Daily Lyric: HEY FRUMIE

Hey Frumie

Love that three-quarter-length skirt

With those colored stockings

And that long sleeved shirt

Hey Frumie

You got me on my knees

But you won’t pay attention

Even if I say please

You never show yourself

You stay in after dark

There’s never anything

Down in Borough Park

Would you go out with me

I really doubt it

Bais Yaakov upbringing

Won’t allow it

Hey Frumie

You’re looking so fine

But when you see me coming

You just pretend you’re blind

You’re walking down the street

With hardly any skin showing

And when the boys dare to stare

You just keep going

Well, I could nudge you

Till you become unstrung

And then I could say

Only the good die young

Will you swallow all the things

That you were taught in school

Or will you meet me

On Shabbos after shul?

Your mama never told you

What love is all about

But if you wanna know

Your time is running out

Don’t know the burden

You’ll have to carry

When your folks are gonna

Get you married

Hey Frumie

Is that the real you there

Or is that a sheitel

Instead of your real hair

But if you’re still single

Then I just can’t sit still

Hey there Frumie

Won’t you say you will


©2002 The Hesh Inc./Reality Shock Music

"Frumies Dancing" - AI art by The Hesh Inc.
Dance up a storm, girls.

This is a song about a less-Orthodox boy falling hopelessly for a very Orthodox girl. It came about one Friday night in late 1983 when I was hanging out with some very religious friends in a very religious neighborhood in Jerusalem. Boys and girls hung out with their respective single-gendered groups and looked each other up and down without looking at each other at all. The repressed sexuality in the air was so thick you could slice it.
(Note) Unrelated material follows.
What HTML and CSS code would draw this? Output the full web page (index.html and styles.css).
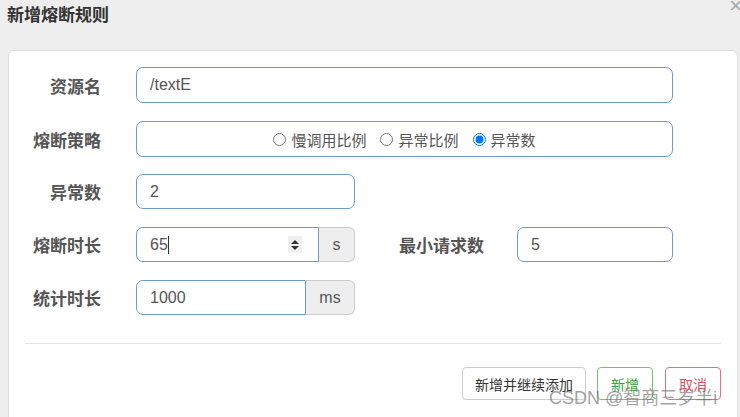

A year or so later I started noodling with a reggae-like riff similar to the J. Geils Band's "Give It To Me," whose sentiment is quite similar to this song. And then I scribbled the first lyrics down in a notebook when I was headed down to the Negev with my army unit. One of my English-speaking army buddies asked me what I was writing, and I showed him; he said I was tiptoeing around the subject too much and that I should be a bit more in-her-face about it. So I reworked the lyrics until I got what you see and hear here. (Credit must be given to Moshe/Maurice Field of Toronto, Canada for the commentary, and for several lines in the second verse.)

The song became a mainstay of the setlist in the various bands I knocked around in in NYC and NJ in the mid-1990s. I remember when we played it at one gig at The Bitter End in which the band was billed at "The UnOrthodox" ... the second verse got a lot of laughs. Eventually my musical partner Izzy Kieffer and I recorded it for our REALITY SHOCK album in 2002.